OBJECTIVE.
Go through the listing and set it down exactly, leaving out its pictures.

[BEGIN]

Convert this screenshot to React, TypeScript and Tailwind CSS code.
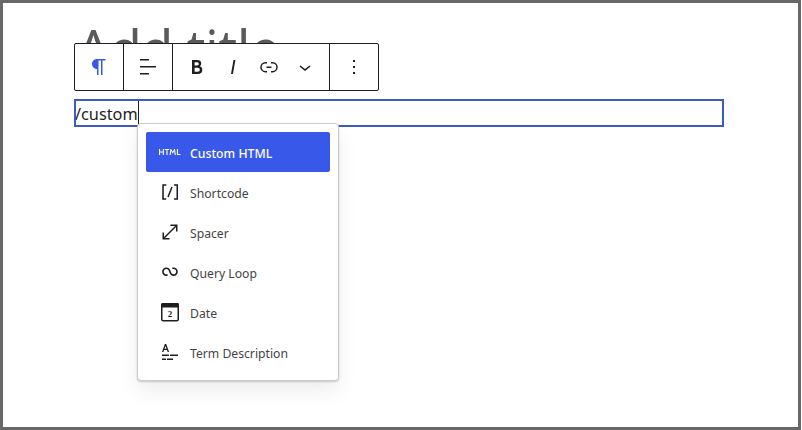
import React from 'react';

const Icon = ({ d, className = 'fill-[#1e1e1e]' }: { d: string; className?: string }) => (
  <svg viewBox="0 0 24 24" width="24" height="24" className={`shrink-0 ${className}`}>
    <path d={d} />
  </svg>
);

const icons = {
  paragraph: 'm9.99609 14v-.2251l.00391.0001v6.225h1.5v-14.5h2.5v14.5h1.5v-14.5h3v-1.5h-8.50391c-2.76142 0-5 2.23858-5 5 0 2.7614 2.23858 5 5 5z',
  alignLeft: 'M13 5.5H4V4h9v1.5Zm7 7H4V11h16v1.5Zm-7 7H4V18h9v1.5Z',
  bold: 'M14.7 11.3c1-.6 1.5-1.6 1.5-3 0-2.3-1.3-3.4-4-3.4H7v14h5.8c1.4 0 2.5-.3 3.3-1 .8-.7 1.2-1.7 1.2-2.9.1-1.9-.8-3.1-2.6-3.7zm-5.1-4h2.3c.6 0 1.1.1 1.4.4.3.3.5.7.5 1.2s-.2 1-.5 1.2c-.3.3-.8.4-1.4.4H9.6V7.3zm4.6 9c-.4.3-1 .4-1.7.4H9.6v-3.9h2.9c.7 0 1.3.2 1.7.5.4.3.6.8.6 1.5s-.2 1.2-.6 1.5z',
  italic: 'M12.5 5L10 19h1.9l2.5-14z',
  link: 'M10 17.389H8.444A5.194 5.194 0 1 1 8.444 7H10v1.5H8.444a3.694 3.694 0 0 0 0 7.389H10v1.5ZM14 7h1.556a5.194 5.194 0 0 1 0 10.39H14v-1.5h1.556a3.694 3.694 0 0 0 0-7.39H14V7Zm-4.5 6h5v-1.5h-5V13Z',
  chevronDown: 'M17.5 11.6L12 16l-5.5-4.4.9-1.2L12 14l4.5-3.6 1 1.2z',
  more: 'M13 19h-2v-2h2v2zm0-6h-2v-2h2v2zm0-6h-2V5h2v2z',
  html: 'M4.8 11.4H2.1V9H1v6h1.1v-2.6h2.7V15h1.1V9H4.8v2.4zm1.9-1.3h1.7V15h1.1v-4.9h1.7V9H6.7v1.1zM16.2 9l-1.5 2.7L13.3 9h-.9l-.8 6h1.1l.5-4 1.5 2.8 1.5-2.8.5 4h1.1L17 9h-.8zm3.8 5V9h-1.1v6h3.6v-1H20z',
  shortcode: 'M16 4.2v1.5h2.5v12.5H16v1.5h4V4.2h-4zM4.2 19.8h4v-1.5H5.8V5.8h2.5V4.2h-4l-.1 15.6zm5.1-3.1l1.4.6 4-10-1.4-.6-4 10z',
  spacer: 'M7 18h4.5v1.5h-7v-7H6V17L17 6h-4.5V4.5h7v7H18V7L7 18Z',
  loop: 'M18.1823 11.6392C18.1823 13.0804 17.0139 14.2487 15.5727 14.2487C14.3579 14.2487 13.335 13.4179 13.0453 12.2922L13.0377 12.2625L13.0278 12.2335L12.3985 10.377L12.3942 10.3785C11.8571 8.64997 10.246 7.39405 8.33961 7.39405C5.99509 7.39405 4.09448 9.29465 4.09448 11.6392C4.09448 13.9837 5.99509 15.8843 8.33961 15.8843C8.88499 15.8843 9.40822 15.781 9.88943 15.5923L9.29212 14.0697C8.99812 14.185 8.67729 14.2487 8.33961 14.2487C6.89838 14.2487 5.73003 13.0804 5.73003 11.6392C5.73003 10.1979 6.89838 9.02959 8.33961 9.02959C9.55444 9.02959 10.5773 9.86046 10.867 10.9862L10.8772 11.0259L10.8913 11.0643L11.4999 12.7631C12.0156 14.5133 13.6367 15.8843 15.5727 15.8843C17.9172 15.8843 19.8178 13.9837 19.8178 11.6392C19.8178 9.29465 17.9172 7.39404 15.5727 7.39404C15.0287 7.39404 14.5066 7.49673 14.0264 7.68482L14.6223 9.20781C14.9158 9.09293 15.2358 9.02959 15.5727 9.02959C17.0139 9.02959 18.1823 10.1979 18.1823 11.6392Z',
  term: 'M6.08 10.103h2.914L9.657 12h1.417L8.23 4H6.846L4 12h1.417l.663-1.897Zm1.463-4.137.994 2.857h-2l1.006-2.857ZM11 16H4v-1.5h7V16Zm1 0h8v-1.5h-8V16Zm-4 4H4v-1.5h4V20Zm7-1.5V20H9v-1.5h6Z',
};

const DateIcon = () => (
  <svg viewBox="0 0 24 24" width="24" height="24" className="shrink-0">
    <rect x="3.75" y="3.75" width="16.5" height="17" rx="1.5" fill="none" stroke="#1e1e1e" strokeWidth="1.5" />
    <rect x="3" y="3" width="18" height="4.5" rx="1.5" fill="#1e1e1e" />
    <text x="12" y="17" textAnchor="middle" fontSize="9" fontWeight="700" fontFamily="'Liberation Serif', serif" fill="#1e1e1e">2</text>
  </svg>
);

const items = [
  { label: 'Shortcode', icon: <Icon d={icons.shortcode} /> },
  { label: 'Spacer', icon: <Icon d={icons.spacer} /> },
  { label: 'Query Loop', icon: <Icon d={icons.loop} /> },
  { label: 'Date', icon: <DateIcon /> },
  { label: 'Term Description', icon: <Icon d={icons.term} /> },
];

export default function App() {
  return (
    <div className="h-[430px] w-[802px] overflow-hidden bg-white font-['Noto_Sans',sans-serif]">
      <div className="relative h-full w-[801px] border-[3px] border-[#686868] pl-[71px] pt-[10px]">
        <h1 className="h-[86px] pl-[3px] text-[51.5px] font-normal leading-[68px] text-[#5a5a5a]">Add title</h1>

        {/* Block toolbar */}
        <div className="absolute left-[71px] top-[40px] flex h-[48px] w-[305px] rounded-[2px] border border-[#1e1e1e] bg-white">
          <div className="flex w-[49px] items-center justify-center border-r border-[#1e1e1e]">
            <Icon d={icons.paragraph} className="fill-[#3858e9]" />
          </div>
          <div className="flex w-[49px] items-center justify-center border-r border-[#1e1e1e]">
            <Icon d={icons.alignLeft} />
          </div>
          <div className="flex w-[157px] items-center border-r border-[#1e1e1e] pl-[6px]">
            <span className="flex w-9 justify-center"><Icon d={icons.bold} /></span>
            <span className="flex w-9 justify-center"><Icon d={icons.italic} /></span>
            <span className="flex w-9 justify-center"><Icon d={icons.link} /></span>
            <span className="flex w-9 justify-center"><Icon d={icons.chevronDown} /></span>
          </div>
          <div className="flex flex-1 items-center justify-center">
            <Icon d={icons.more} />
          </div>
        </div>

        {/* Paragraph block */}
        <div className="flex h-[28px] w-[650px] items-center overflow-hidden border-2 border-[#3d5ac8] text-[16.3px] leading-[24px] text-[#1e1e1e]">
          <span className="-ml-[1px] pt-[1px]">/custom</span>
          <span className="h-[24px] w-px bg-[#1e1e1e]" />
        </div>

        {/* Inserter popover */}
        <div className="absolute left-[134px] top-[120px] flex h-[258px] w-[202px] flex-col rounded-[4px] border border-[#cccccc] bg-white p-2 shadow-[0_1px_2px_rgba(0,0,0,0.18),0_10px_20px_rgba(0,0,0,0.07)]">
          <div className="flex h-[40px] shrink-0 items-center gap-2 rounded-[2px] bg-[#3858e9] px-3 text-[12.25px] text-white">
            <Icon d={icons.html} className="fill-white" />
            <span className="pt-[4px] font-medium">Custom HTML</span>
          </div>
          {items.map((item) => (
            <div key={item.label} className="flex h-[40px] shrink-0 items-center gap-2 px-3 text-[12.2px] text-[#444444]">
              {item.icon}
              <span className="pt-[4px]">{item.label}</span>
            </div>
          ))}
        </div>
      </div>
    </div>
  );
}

[END]

PROBLEM SOLUTION.
Convert this screenshot to React, TypeScript and Tailwind CSS code.
import React from 'react';

const Icon = ({ d, className = 'fill-[#1e1e1e]' }: { d: string; className?: string }) => (
  <svg viewBox="0 0 24 24" width="24" height="24" className={`shrink-0 ${className}`}>
    <path d={d} />
  </svg>
);

const icons = {
  paragraph: 'm9.99609 14v-.2251l.00391.0001v6.225h1.5v-14.5h2.5v14.5h1.5v-14.5h3v-1.5h-8.50391c-2.76142 0-5 2.23858-5 5 0 2.7614 2.23858 5 5 5z',
  alignLeft: 'M13 5.5H4V4h9v1.5Zm7 7H4V11h16v1.5Zm-7 7H4V18h9v1.5Z',
  bold: 'M14.7 11.3c1-.6 1.5-1.6 1.5-3 0-2.3-1.3-3.4-4-3.4H7v14h5.8c1.4 0 2.5-.3 3.3-1 .8-.7 1.2-1.7 1.2-2.9.1-1.9-.8-3.1-2.6-3.7zm-5.1-4h2.3c.6 0 1.1.1 1.4.4.3.3.5.7.5 1.2s-.2 1-.5 1.2c-.3.3-.8.4-1.4.4H9.6V7.3zm4.6 9c-.4.3-1 .4-1.7.4H9.6v-3.9h2.9c.7 0 1.3.2 1.7.5.4.3.6.8.6 1.5s-.2 1.2-.6 1.5z',
  italic: 'M12.5 5L10 19h1.9l2.5-14z',
  link: 'M10 17.389H8.444A5.194 5.194 0 1 1 8.444 7H10v1.5H8.444a3.694 3.694 0 0 0 0 7.389H10v1.5ZM14 7h1.556a5.194 5.194 0 0 1 0 10.39H14v-1.5h1.556a3.694 3.694 0 0 0 0-7.39H14V7Zm-4.5 6h5v-1.5h-5V13Z',
  chevronDown: 'M17.5 11.6L12 16l-5.5-4.4.9-1.2L12 14l4.5-3.6 1 1.2z',
  more: 'M13 19h-2v-2h2v2zm0-6h-2v-2h2v2zm0-6h-2V5h2v2z',
  html: 'M4.8 11.4H2.1V9H1v6h1.1v-2.6h2.7V15h1.1V9H4.8v2.4zm1.9-1.3h1.7V15h1.1v-4.9h1.7V9H6.7v1.1zM16.2 9l-1.5 2.7L13.3 9h-.9l-.8 6h1.1l.5-4 1.5 2.8 1.5-2.8.5 4h1.1L17 9h-.8zm3.8 5V9h-1.1v6h3.6v-1H20z',
  shortcode: 'M16 4.2v1.5h2.5v12.5H16v1.5h4V4.2h-4zM4.2 19.8h4v-1.5H5.8V5.8h2.5V4.2h-4l-.1 15.6zm5.1-3.1l1.4.6 4-10-1.4-.6-4 10z',
  spacer: 'M7 18h4.5v1.5h-7v-7H6V17L17 6h-4.5V4.5h7v7H18V7L7 18Z',
  loop: 'M18.1823 11.6392C18.1823 13.0804 17.0139 14.2487 15.5727 14.2487C14.3579 14.2487 13.335 13.4179 13.0453 12.2922L13.0377 12.2625L13.0278 12.2335L12.3985 10.377L12.3942 10.3785C11.8571 8.64997 10.246 7.39405 8.33961 7.39405C5.99509 7.39405 4.09448 9.29465 4.09448 11.6392C4.09448 13.9837 5.99509 15.8843 8.33961 15.8843C8.88499 15.8843 9.40822 15.781 9.88943 15.5923L9.29212 14.0697C8.99812 14.185 8.67729 14.2487 8.33961 14.2487C6.89838 14.2487 5.73003 13.0804 5.73003 11.6392C5.73003 10.1979 6.89838 9.02959 8.33961 9.02959C9.55444 9.02959 10.5773 9.86046 10.867 10.9862L10.8772 11.0259L10.8913 11.0643L11.4999 12.7631C12.0156 14.5133 13.6367 15.8843 15.5727 15.8843C17.9172 15.8843 19.8178 13.9837 19.8178 11.6392C19.8178 9.29465 17.9172 7.39404 15.5727 7.39404C15.0287 7.39404 14.5066 7.49673 14.0264 7.68482L14.6223 9.20781C14.9158 9.09293 15.2358 9.02959 15.5727 9.02959C17.0139 9.02959 18.1823 10.1979 18.1823 11.6392Z',
  term: 'M6.08 10.103h2.914L9.657 12h1.417L8.23 4H6.846L4 12h1.417l.663-1.897Zm1.463-4.137.994 2.857h-2l1.006-2.857ZM11 16H4v-1.5h7V16Zm1 0h8v-1.5h-8V16Zm-4 4H4v-1.5h4V20Zm7-1.5V20H9v-1.5h6Z',
};

const DateIcon = () => (
  <svg viewBox="0 0 24 24" width="24" height="24" className="shrink-0">
    <rect x="3.75" y="3.75" width="16.5" height="17" rx="1.5" fill="none" stroke="#1e1e1e" strokeWidth="1.5" />
    <rect x="3" y="3" width="18" height="4.5" rx="1.5" fill="#1e1e1e" />
    <text x="12" y="17" textAnchor="middle" fontSize="9" fontWeight="700" fontFamily="'Liberation Serif', serif" fill="#1e1e1e">2</text>
  </svg>
);

const items = [
  { label: 'Shortcode', icon: <Icon d={icons.shortcode} /> },
  { label: 'Spacer', icon: <Icon d={icons.spacer} /> },
  { label: 'Query Loop', icon: <Icon d={icons.loop} /> },
  { label: 'Date', icon: <DateIcon /> },
  { label: 'Term Description', icon: <Icon d={icons.term} /> },
];

export default function App() {
  return (
    <div className="h-[430px] w-[802px] overflow-hidden bg-white font-['Noto_Sans',sans-serif]">
      <div className="relative h-full w-[801px] border-[3px] border-[#686868] pl-[71px] pt-[10px]">
        <h1 className="h-[86px] pl-[3px] text-[51.5px] font-normal leading-[68px] text-[#5a5a5a]">Add title</h1>

        {/* Block toolbar */}
        <div className="absolute left-[71px] top-[40px] flex h-[48px] w-[305px] rounded-[2px] border border-[#1e1e1e] bg-white">
          <div className="flex w-[49px] items-center justify-center border-r border-[#1e1e1e]">
            <Icon d={icons.paragraph} className="fill-[#3858e9]" />
          </div>
          <div className="flex w-[49px] items-center justify-center border-r border-[#1e1e1e]">
            <Icon d={icons.alignLeft} />
          </div>
          <div className="flex w-[157px] items-center border-r border-[#1e1e1e] pl-[6px]">
            <span className="flex w-9 justify-center"><Icon d={icons.bold} /></span>
            <span className="flex w-9 justify-center"><Icon d={icons.italic} /></span>
            <span className="flex w-9 justify-center"><Icon d={icons.link} /></span>
            <span className="flex w-9 justify-center"><Icon d={icons.chevronDown} /></span>
          </div>
          <div className="flex flex-1 items-center justify-center">
            <Icon d={icons.more} />
          </div>
        </div>

        {/* Paragraph block */}
        <div className="flex h-[28px] w-[650px] items-center overflow-hidden border-2 border-[#3d5ac8] text-[16.3px] leading-[24px] text-[#1e1e1e]">
          <span className="-ml-[1px] pt-[1px]">/custom</span>
          <span className="h-[24px] w-px bg-[#1e1e1e]" />
        </div>

        {/* Inserter popover */}
        <div className="absolute left-[134px] top-[120px] flex h-[258px] w-[202px] flex-col rounded-[4px] border border-[#cccccc] bg-white p-2 shadow-[0_1px_2px_rgba(0,0,0,0.18),0_10px_20px_rgba(0,0,0,0.07)]">
          <div className="flex h-[40px] shrink-0 items-center gap-2 rounded-[2px] bg-[#3858e9] px-3 text-[12.25px] text-white">
            <Icon d={icons.html} className="fill-white" />
            <span className="pt-[4px] font-medium">Custom HTML</span>
          </div>
          {items.map((item) => (
            <div key={item.label} className="flex h-[40px] shrink-0 items-center gap-2 px-3 text-[12.2px] text-[#444444]">
              {item.icon}
              <span className="pt-[4px]">{item.label}</span>
            </div>
          ))}
        </div>
      </div>
    </div>
  );
}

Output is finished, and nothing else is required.